Pour comprendre ce comportement – et le cirque permanent qui entoure le président – il ne faut pas un doctorat en économie. Il faut être scénariste de téléréalité. Ou au-moins faut-il avoir saisi les ressorts narratifs de ce type d’émission.
Prenons par exemple Xi le fourbe (objectif à long terme: éviter que la Chine ne devienne la 1e puissance mondiale). Donald se dispute avec Xi, redevient copain avec Xi, prépare un plan pour anéantir Xi, retire son plan parce que c’est trop méchant, mais comme Xi est encore plus cruel (et fourbe comme tous les Asiatiques), on réactive le plan, on en invente un 2e, puis un 3e, puis on refait copain, mais pour mieux le poignarder dans le dos. L’objectif à long terme ne change pas, mais à chaque nouvel épisode, on essaie de tenir le spectateur en haleine, parfois en faisant habilement diversion, par exemple en annonçant vouloir acheter le Groenland… On occupe l’espace médiatique et donc on capte l’attention.
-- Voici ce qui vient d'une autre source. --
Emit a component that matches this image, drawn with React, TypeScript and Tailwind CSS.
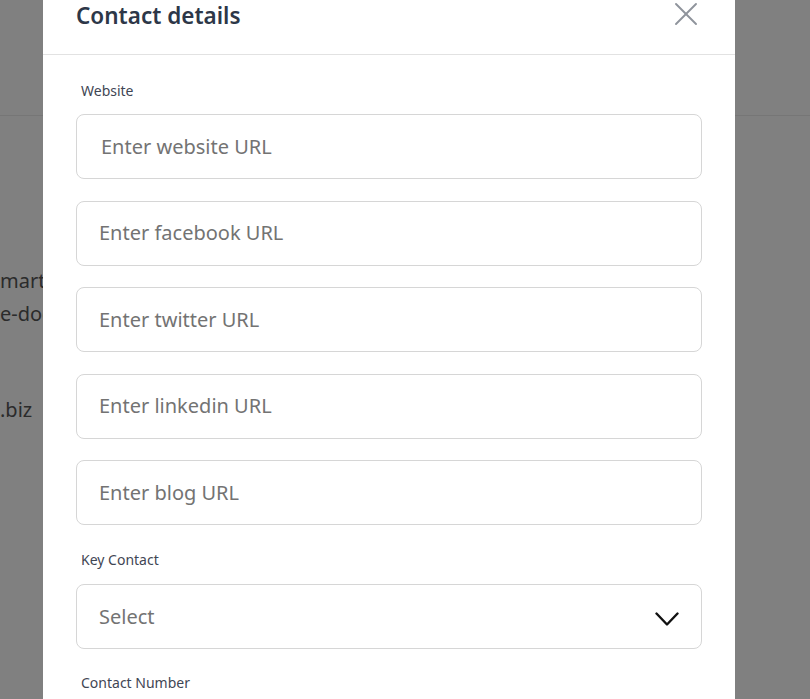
import { X } from 'lucide-react'

const urlFields = [
  'Enter website URL',
  'Enter facebook URL',
  'Enter twitter URL',
  'Enter linkedin URL',
  'Enter blog URL',
]

/** Contact details modal over a dimmed page */
export default function App() {
  return (
    <div className="relative h-[699px] w-full overflow-hidden bg-[#808080] font-['Noto_Sans',sans-serif]">
      {/* page behind the overlay */}
      <div className="h-[116px] border-b border-[#767676]" />
      <div className="flex flex-col pt-[155px] text-[20px] leading-none text-[#2b2b2b]">
        <span>martin</span>
        <span className="mt-[13px]">e-docs</span>
        <span className="mt-[76px]">.biz</span>
      </div>

      {/* modal */}
      <div className="absolute left-[43px] top-0 h-full w-[692px] bg-white">
        <div className="flex h-[55px] items-start justify-between border-b border-[#e2e2e2] pl-[33px] pr-[29px]">
          <h2 className="-mt-[1px] text-[22.5px] font-semibold text-[#2d3748]">Contact details</h2>
          <X className="-mt-[6px] h-[40px] w-[40px] text-[#8f949c]" strokeWidth={1.15} />
        </div>

        <div className="flex flex-col px-[33px] pt-[25px]">
          <label className="ml-[5px] text-[14px] text-[#3f4654]">Website</label>
          <div className="mt-[13px] flex flex-col gap-[21.5px]">
            {urlFields.map((p, i) => (
              <div
                key={p}
                className={`flex h-[65px] w-[626px] items-center rounded-[8px] border border-[#d6d6d6] ${i === 0 ? 'pl-[24px]' : 'pl-[22px]'} text-[20px] text-[#737373]`}
              >
                {p}
              </div>
            ))}
          </div>

          <label className="ml-[5px] mt-[24px] text-[14px] text-[#3f4654]">Key Contact</label>
          <div className="mt-[14px] flex h-[65px] w-[626px] items-center justify-between rounded-[8px] border border-[#d6d6d6] pl-[22px] pr-[22px] text-[20px] text-[#737373]">
            <span>Select</span>
            <svg width="24" height="15" viewBox="0 0 24 15" fill="none" className="mt-[5px]">
              <polyline points="1.5,1.5 12,12.5 22.5,1.5" stroke="#111" strokeWidth="2.4" strokeLinecap="round" strokeLinejoin="round" />
            </svg>
          </div>

          <label className="ml-[5px] mt-[23px] text-[14px] text-[#3f4654]">Contact Number</label>
        </div>
      </div>
    </div>
  )
}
Bien entendu, on trouve d’autres personnages tel Vladimir le militaire macho, Kim le scientifique fou qui construit des fusées, Jerome le souffre-douleur, Hassan le terroriste, et les deux nouveaux venus cette saison: Bojo le clown et Jair le pyromane. Par contre, la série comprend assez peu de personnages féminins, qui sont d’ailleurs essentiellement cantonnés à des rôles de faire valoir des acteurs masculins.
Conclusion
Trump suit probablement quelques objectifs plus ou moins identifiés. Tout le reste, ce ne sont que broderies narratives. Du bruit, toujours plus de bruit. L’investisseur fait donc face à deux choix très clairs. Soit il suit les fondamentaux en se bouchant les oreilles. Soit il s’immerge dans le bruit ambiant jusqu’à perdre tous ses repères.